◆ PROVIDED DATA ◆
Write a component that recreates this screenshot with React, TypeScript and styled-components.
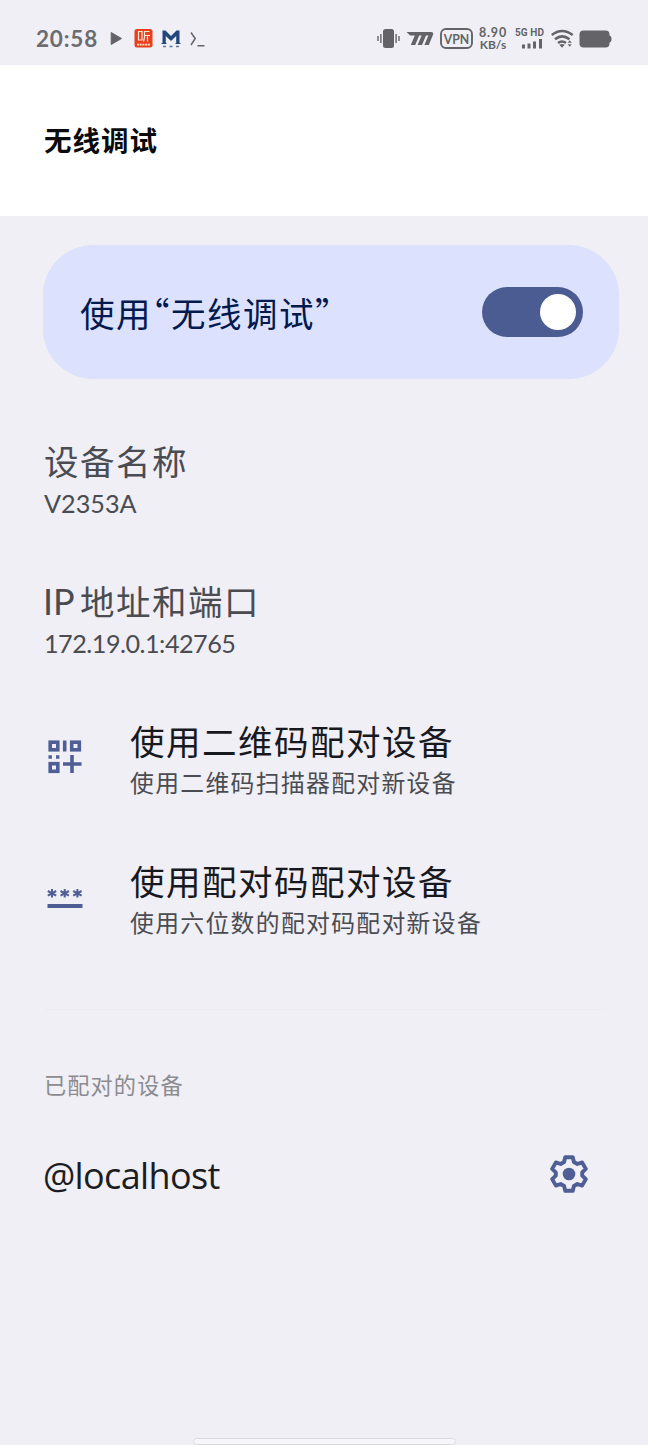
import React from "react";
import styled, { createGlobalStyle } from "styled-components";

const GlobalStyle = createGlobalStyle`
  body { margin: 0; background: #efeff5; }
  * { box-sizing: border-box; }
`;

const cjk = `"Noto Sans CJK SC", sans-serif`;

const Screen = styled.div`
  width: 648px;
  height: 1445px;
  display: flex;
  flex-direction: column;
  background: #efeff5;
  font-family: ${cjk};
  overflow: hidden;
  white-space: nowrap;
`;

const StatusBar = styled.div`
  height: 65px;
  flex: none;
  padding: 12px 36px 0 36px;
  display: flex;
  justify-content: space-between;
`;

const StatusGroup = styled.div`
  height: 53px;
  display: flex;
  align-items: flex-start;
`;

const Clock = styled.span`
  width: 74px;
  font: 700 22.5px/53px Lato, sans-serif;
  letter-spacing: 0.8px;
  color: #6c6c70;
`;

const StatusIcon = styled.svg<{ $gap?: number }>`
  height: 53px;
  flex: none;
  margin-left: ${(p) => p.$gap ?? 0}px;
`;

const Speed = styled.div`
  width: 30px;
  margin: 15px 0 0 4px;
  display: flex;
  flex-direction: column;
  align-items: center;
  font: 700 12px/11px Lato, sans-serif;
  color: #646468;
`;

const SpeedValue = styled.span`
  font-size: 12.5px;
  line-height: 12px;
  letter-spacing: 0.8px;
`;

const Cell = styled.div`
  width: 30px;
  margin: 15px 0 0 6px;
  display: flex;
  flex-direction: column;
  align-items: flex-end;
  font: 700 10px/11px Roboto, sans-serif;
  letter-spacing: 0.1px;
  color: #646468;
`;

const Header = styled.header`
  height: 151px;
  flex: none;
  padding-left: 44px;
  background: #fff;
`;

const PageTitle = styled.h1`
  margin: 0;
  font: 700 27.5px/149px ${cjk};
  letter-spacing: 1px;
  color: #0b0b0d;
`;

const SwitchCard = styled.section`
  width: 576px;
  height: 134px;
  flex: none;
  margin: 29px 0 34px 43px;
  padding: 0 36px 0 37px;
  border-radius: 50px;
  background: #dce2fd;
  display: flex;
  align-items: center;
  justify-content: space-between;
`;

const SwitchLabel = styled.span`
  padding-bottom: 1px;
  font-size: 34.5px;
  letter-spacing: 1.5px;
  line-height: 50px;
  color: #04194e;
`;

const OpenQuote = styled.span`
  margin-left: -17px;
`;

const Track = styled.span`
  width: 101px;
  height: 50px;
  padding: 0 7px;
  border-radius: 25px;
  background: #4b5c92;
  display: flex;
  align-items: center;
  justify-content: flex-end;
`;

const Thumb = styled.span`
  width: 36px;
  height: 36px;
  border-radius: 50%;
  background: #fff;
`;

const Item = styled.div`
  height: 140px;
  flex: none;
  padding: 25px 0 0 44px;
  display: flex;
`;

const ItemIcon = styled.svg`
  width: 42px;
  height: 42px;
  flex: none;
  margin: 18px 44px 0 0;
`;

const ItemText = styled.div`
  display: flex;
  flex-direction: column;
`;

const ItemTitle = styled.span<{ $muted?: boolean }>`
  height: 45px;
  font-size: 34.5px;
  line-height: 44px;
  letter-spacing: 1.5px;
  color: ${(p) => (p.$muted ? "#4b4c52" : "#18191f")};
`;

const LatinWord = styled.span`
  display: inline-block;
  width: 36px;
  font-family: Lato, sans-serif;
  font-size: 36px;
  line-height: 1;
  letter-spacing: 0;
  text-indent: -1px;
`;

const ItemNote = styled.span<{ $latin?: boolean; $spacing?: number }>`
  padding-top: ${(p) => (p.$latin ? 2 : 0)}px;
  font-family: ${(p) => (p.$latin ? "Lato, sans-serif" : cjk)};
  font-size: ${(p) => (p.$latin ? 25.2 : 23.8)}px;
  line-height: 37px;
  letter-spacing: ${(p) => p.$spacing ?? 1.35}px;
  color: #4b4c52;
`;

const Divider = styled.hr`
  width: 562px;
  height: 1px;
  flex: none;
  margin: 36px 0 0 44px;
  border: 0;
  background: #ebebf1;
`;

const SectionLabel = styled.h2`
  margin: 54px 0 0 44px;
  font: 400 22.2px/40px ${cjk};
  letter-spacing: 1.1px;
  color: #8b8b90;
`;

const DeviceRow = styled.div`
  height: 60px;
  margin: 40px 60px 0 43px;
  display: flex;
  align-items: center;
  justify-content: space-between;
`;

const DeviceName = styled.span`
  padding-top: 4px;
  font: 400 36px/60px "Open Sans", sans-serif;
  letter-spacing: -0.65px;
  color: #1c1d22;
`;

const HomeIndicator = styled.div`
  width: 263px;
  height: 7px;
  flex: none;
  margin: auto 0 0 193px;
  border: 1px solid #dadade;
  border-radius: 4px;
  background: #f6f6fb;
`;

const grey = "#646468";
const indigo = "#4f5f95";

const AppTile = () => (
  <StatusIcon width="19" viewBox="0 0 19 53" $gap={12}>
    <rect x="0.5" y="17" width="18" height="18.5" rx="2.5" fill="#e8401c" />
    <g fill="none" stroke="#ffe3d5" strokeWidth="1.2">
      <path d="M4.5 19.5h3.5v8.5h-3.5zM15.5 19.5H10.5v6l-1 4M10.500 23.500h5.500M13.500 23.500v6" />
      <path d="M3 32.700h13" strokeDasharray="2 .7" strokeWidth="1.800" />
    </g>
  </StatusIcon>
);

const Asterisk = ({ x }: { x: number }) => (
  <path d={`M${x} 13v8.600M${x - 4.2} 15l8.400 4.600M${x + 4.2} 15l-8.400 4.600`} />
);

export default function App() {
  return (
    <>
      <GlobalStyle />
      <Screen>
        <StatusBar>
          <StatusGroup>
            <Clock>20:58</Clock>
            <StatusIcon width="12" viewBox="0 0 12 53">
              <path d="M1.200 20.500 11.500 26.500 1.200 32.500z" fill={grey} stroke={grey} strokeLinejoin="round" />
            </StatusIcon>
            <AppTile />
            <StatusIcon width="20" viewBox="0 0 20 53" $gap={8}>
              <path d="M1.500 18.500h3L10 24l5.500-5.500h3V31h1v1h-5v-1h.7v-7L10 29 4.800 24v7h.7v1h-5v-1h1z" fill="#23477c" />
              <path d="M2 34.500h3M8.500 34.500h3M15 34.500h3" stroke="#5a789f" strokeWidth="1.300" />
            </StatusIcon>
            <StatusIcon width="17" viewBox="0 0 17 53" $gap={8}>
              <path d="M2 20.500 6.200 26.500 2 33M8.500 33.700h7" fill="none" stroke={grey} strokeWidth="1.500" />
            </StatusIcon>
          </StatusGroup>
          <StatusGroup>
            <StatusIcon width="23" viewBox="0 0 23 53">
              <rect x="6" y="17" width="11" height="19" rx="2.500" fill={grey} />
              <path d="M1 24v5M3.900 22v9M22 24v5M19.100 22v9" stroke={grey} strokeWidth="1.400" />
            </StatusIcon>
            <StatusIcon width="28" viewBox="0 0 28 53" $gap={6}>
              <path
                d="M.5 20H25q3 0 2 2.800L22.800 33h-4.400l4-9.500H20L16 33h-4.400l4-9.500h-2.400L9.200 33H4.800l4-9.500H4Q2.500 21.500.5 20z"
                fill={grey}
              />
            </StatusIcon>
            <StatusIcon width="34" viewBox="0 0 34 53" $gap={6}>
              <rect x="1" y="17" width="31" height="19" rx="5" fill="none" stroke={grey} strokeWidth="1.900" />
              <text
                x="16.500"
                y="31.500"
                textAnchor="middle"
                textLength="25.500"
                lengthAdjust="spacingAndGlyphs"
                fontFamily="Lato, sans-serif"
                fontSize="14"
                fontWeight="700"
                fill={grey}
              >
                VPN
              </text>
            </StatusIcon>
            <Speed>
              <SpeedValue>8.90</SpeedValue>
              <span>KB/s</span>
            </Speed>
            <Cell>
              5G HD
              <svg width="24" height="11" viewBox="0 0 24 11">
                <path
                  d="M3.500 6.500v4M9 5.500v5M14.500 3.500v7M20.500 1v9.500"
                  stroke={grey}
                  strokeWidth="3"
                />
              </svg>
            </Cell>
            <StatusIcon width="23" viewBox="0 0 23 53" $gap={7}>
              <g fill="none" stroke={grey} strokeWidth="2.600">
                <path d="M.8 23Q11 15 21.700 23M4 27.200Q11 21.500 18.500 27.200M7 31Q11 28 15 31" />
              </g>
              <path d="M8.300 32.800q2.700-1.500 5.400 0L11 35.800zM16.700 30.800l2-2.500 2 2.500zM16.700 32.300l2 2.500 2-2.500z" fill={grey} />
            </StatusIcon>
            <StatusIcon width="33" viewBox="0 0 33 53" $gap={5}>
              <rect x="0.500" y="18.500" width="30" height="17" rx="4" fill={grey} />
              <path d="M30 23.500q2.500 0 2.500 3.500T30 30.500z" fill={grey} />
            </StatusIcon>
          </StatusGroup>
        </StatusBar>

        <Header>
          <PageTitle>无线调试</PageTitle>
        </Header>

        <SwitchCard>
          <SwitchLabel>
            使用<OpenQuote>“</OpenQuote>无线调试”
          </SwitchLabel>
          <Track>
            <Thumb />
          </Track>
        </SwitchCard>

        <Item>
          <ItemText>
            <ItemTitle $muted>设备名称</ItemTitle>
            <ItemNote $latin $spacing={0}>V2353A</ItemNote>
          </ItemText>
        </Item>
        <Item>
          <ItemText>
            <ItemTitle $muted>
              <LatinWord>IP </LatinWord>地址和端口
            </ItemTitle>
            <ItemNote $latin $spacing={-0.5}>172.19.0.1:42765</ItemNote>
          </ItemText>
        </Item>
        <Item>
          <ItemIcon viewBox="0 0 42 42">
            <g fill="none" stroke={indigo} strokeWidth="3.600">
              <rect x="6.200" y="6.200" width="7.600" height="7.600" />
              <rect x="27.700" y="6.200" width="7.600" height="7.600" />
              <rect x="6.200" y="27.700" width="7.600" height="7.600" />
              <path d="M20.700 4.500v11M28 19v18M19 28h18.500" />
              <path d="M4.500 21h3.400M12 21h3.400" />
            </g>
          </ItemIcon>
          <ItemText>
            <ItemTitle>使用二维码配对设备</ItemTitle>
            <ItemNote>使用二维码扫描器配对新设备</ItemNote>
          </ItemText>
        </Item>
        <Item>
          <ItemIcon viewBox="0 0 42 42">
            <g stroke={indigo} strokeWidth="2" fill="none">
              <Asterisk x={8} />
              <Asterisk x={20.7} />
              <Asterisk x={33.4} />
              <path d="M3.500 30h35" strokeWidth="3.800" />
            </g>
          </ItemIcon>
          <ItemText>
            <ItemTitle>使用配对码配对设备</ItemTitle>
            <ItemNote>使用六位数的配对码配对新设备</ItemNote>
          </ItemText>
        </Item>

        <Divider />
        <SectionLabel>已配对的设备</SectionLabel>
        <DeviceRow>
          <DeviceName>@localhost</DeviceName>
          <svg width="38" height="38" viewBox="0 0 38 38">
            <path
              d="M15.200 2.200h7.600l1.100 4.800 3.500 2 4.700-1.600 3.700 6.500-3.600 3.400v3.400l3.600 3.400-3.700 6.500-4.700-1.600-3.500 2-1.100 4.800h-7.600l-1.100-4.800-3.500-2-4.700 1.600L2.200 24.100l3.600-3.400v-3.400L2.200 13.900l3.700-6.500L10.600 9l3.500-2z"
              fill="none"
              stroke={indigo}
              strokeWidth="3.900"
              strokeLinejoin="round"
            />
            <circle cx="19" cy="19" r="6.300" fill={indigo} />
          </svg>
        </DeviceRow>
        <HomeIndicator />
      </Screen>
    </>
  );
}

◆ DIRECTIONS FOR THIS TASK ◆
Extract every line that has the string "components" in it.

◆ SOLUTION FOR THIS TASK ◆
Write a component that recreates this screenshot with React, TypeScript and styled-components.
import styled, { createGlobalStyle } from "styled-components";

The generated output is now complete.